This was one very unusual day. The most unusual day of our trip so far. Let me explain.
We’re boarding the Trans-Siberian Express tonight and will be aboard for the next seven nights. We brought along seven changes of clothing, so that means we needed to wash our clothes today.
Of course, we could have had the hotel send them to their laundry, but the price sheet said that washing one pair of socks costs $9. And that’s the cheapest thing on the price sheet. I am, after all, the son of a Dutch dairy farmer and I wouldn’t pay $9 to wash a pair of socks if I had a billion dollars in the bank.
So I got online and found the only laundromat in Moscow. It’s about a ten minute bus ride away. We went to the concierge and he told us where to catch the bus and even marked it on a map for us.
We then wandered around Moscow like Moses in the desert. Of course, he was lost for 40 years and we only were only lost for 40 minutes or so before we found the bus stop, but you understand what I mean.
When we finally found the bus stop and got aboard the bus just sat there. I pushed a handful of rubles toward the driver, but he pushed them back, shaking his head and saying something unintelligible in Russian. This sequence of events was repeated several times.
Finally a woman came over and in very broken English said, “Bus not moving. We filming.” We looked around and, sure enough, the area around the bus was taped off and a film crew was hard at work. The woman told us to get off the bus and go to the next bus stop.
While we were looking at our map and trying to figure out where the next bus stop might be, the same woman approached us and said, “Where you going? We take you there.”

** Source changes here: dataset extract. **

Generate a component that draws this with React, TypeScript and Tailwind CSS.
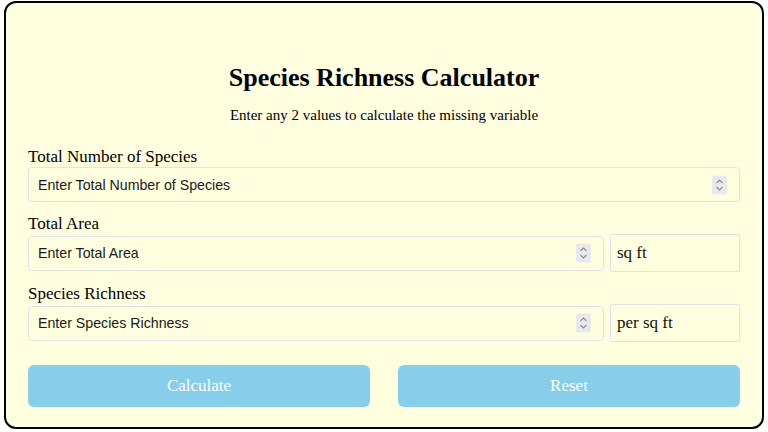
import { useState } from "react";

const serif = "font-['Liberation_Serif','Times_New_Roman',serif]";
const sans = "font-['Liberation_Sans',Arial,sans-serif]";

function Spinner() {
  return (
    <div className="absolute right-[13px] top-1/2 -translate-y-1/2 w-[15px] h-[19px] bg-[#e9e9ed] rounded-[2px] flex items-center justify-center pointer-events-none">
      <svg width="9" height="13" viewBox="0 0 9 13" fill="none" stroke="#8a8a90" strokeWidth="1.1">
        <path d="M1.5 4.5 L4.5 1.5 L7.5 4.5" />
        <path d="M1.5 8.5 L4.5 11.5 L7.5 8.5" />
      </svg>
    </div>
  );
}

function NumberField({ placeholder, value, onChange }: { placeholder: string; value: string; onChange: (v: string) => void }) {
  return (
    <div className="relative flex-1 min-w-0">
      <input
        type="text"
        inputMode="decimal"
        placeholder={placeholder}
        value={value}
        onChange={e => onChange(e.target.value)}
        className={`${sans} w-full h-[35px] pl-[9px] pr-[36px] text-[14.2px] text-[#1a1a1a] placeholder:text-[#1a1a1a] bg-transparent border border-[#dfe3e6] rounded-[4px] outline-none`}
      />
      <Spinner />
    </div>
  );
}

function UnitBox({ label }: { label: string }) {
  return (
    <div className={`${serif} w-[130px] h-[38px] shrink-0 flex items-center pl-[6px] text-[17px] text-[#111] border border-[#dfe3e6] rounded-[2px]`}>
      {label}
    </div>
  );
}

export default function App() {
  const [species, setSpecies] = useState("");
  const [area, setArea] = useState("");
  const [richness, setRichness] = useState("");

  const calculate = () => {
    const s = parseFloat(species), a = parseFloat(area), r = parseFloat(richness);
    if (!isNaN(s) && !isNaN(a) && isNaN(r) && a !== 0) setRichness(String(s / a));
    else if (!isNaN(s) && isNaN(a) && !isNaN(r) && r !== 0) setArea(String(s / r));
    else if (isNaN(s) && !isNaN(a) && !isNaN(r)) setSpecies(String(a * r));
  };

  const reset = () => {
    setSpecies("");
    setArea("");
    setRichness("");
  };

  return (
    <div className="min-h-screen bg-white pt-px">
      <div className={`${serif} w-[760px] h-[428px] mx-auto bg-[#ffffe0] border-2 border-black rounded-[12px] px-[22px] pt-[60px] text-black`}>
        <h2 className="text-center text-[26px] leading-[30px] font-bold">Species Richness Calculator</h2>
        <p className="mt-[13px] text-center text-[15px] leading-[18px]">Enter any 2 values to calculate the missing variable</p>

        <div className="mt-[23px]">
          <label className="block text-[17px] leading-[20px]">Total Number of Species</label>
          <div className="flex">
            <NumberField placeholder="Enter Total Number of Species" value={species} onChange={setSpecies} />
          </div>
        </div>

        <div className="mt-[12px]">
          <label className="block text-[17px] leading-[20px]">Total Area</label>
          <div className="flex items-center gap-[6px] h-[38px]">
            <NumberField placeholder="Enter Total Area" value={area} onChange={setArea} />
            <UnitBox label="sq ft" />
          </div>
        </div>

        <div className="mt-[12px]">
          <label className="block text-[17px] leading-[20px]">Species Richness</label>
          <div className="flex items-center gap-[6px] h-[38px]">
            <NumberField placeholder="Enter Species Richness" value={richness} onChange={setRichness} />
            <UnitBox label="per sq ft" />
          </div>
        </div>

        <div className="mt-[23px] grid grid-cols-2 gap-[28px]">
          <button onClick={calculate} className="h-[42px] rounded-[6px] bg-[#87ceeb] text-white text-[17px]">Calculate</button>
          <button onClick={reset} className="h-[42px] rounded-[6px] bg-[#87ceeb] text-white text-[17px]">Reset</button>
        </div>
      </div>
    </div>
  );
}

At first we thought we had misinterpreted her broken English, but no. She said the shoot was done at this location and if we got aboard the bus they would take us right to our destination.
We got aboard only to find a singer and a guitar player sitting in the front of the bus facing the rest of the passengers. Those passengers all began waving little Russian flags; the chubby, bearded guitar player began playing; a spirited but surprisingly bad singer began singing; and the formerly stationery bus began rolling down Moscow’s Golden Circle drive. We were also handed flags so we began waving them and singing along with the rest of the passengers to a Russian song we’d never heard before. A middle aged man wearing a bright red sash got up and made a speech that made everyone cheer. A woman came down the aisle and handed everyone — us included — caviar in little pastry cups.
The cameras were rolling and they kept taking shots of us and the whole thing was very odd.
I turned to Jamie and said, “I think we’re on the Russian version of Candid Camera.”
Ten minutes later the bus pulled over at our destination and the nice woman who had invited us aboard said, “This your stop.” She wanted us to get off the bus, but the camera man and the interviewer had different ideas.
“We’re from Russian television,” he said in pretty damn good English. “Can we interview you?”
“Sure.”
Where are you from? What are your names? How long have you been here? How do you like it? How have you been treated? Etc, etc, etc.
When he finished, the man in the bright red sash handed me his business card and said, “Send me email. I send you photos.”
As we climbed down out of the bus, the rest of the passengers on the bus cheered for us and waved their flags. We got to the sidewalk, the bus pulled away and Jamie said, “Do you have any idea what that was all about?”
“None,” I said. “But we’re going to be on Russian television.”
UPDATE: I saved the printed materials that the people gave me and showed them to the concierge here at the hotel. He laughed and said, “How did you get hooked up with this guy? He’s a candidate for mayor of Moscow.”
ANOTHER UPDATE: Yes. We got all our clothes washed at the laundromat for $17 which is what it would have cost for 2 pairs of socks. And as an added bonus, Russian laundromats don’t work like American ones. We simply dropped the clothes off and a nice woman washed and dried and folded them for us. Even the socks.
Frugal as ever, Jim, but this refugee appreciates that. Same thing in Vietnam, they do your laundry for you. Ancient Chinese Secret.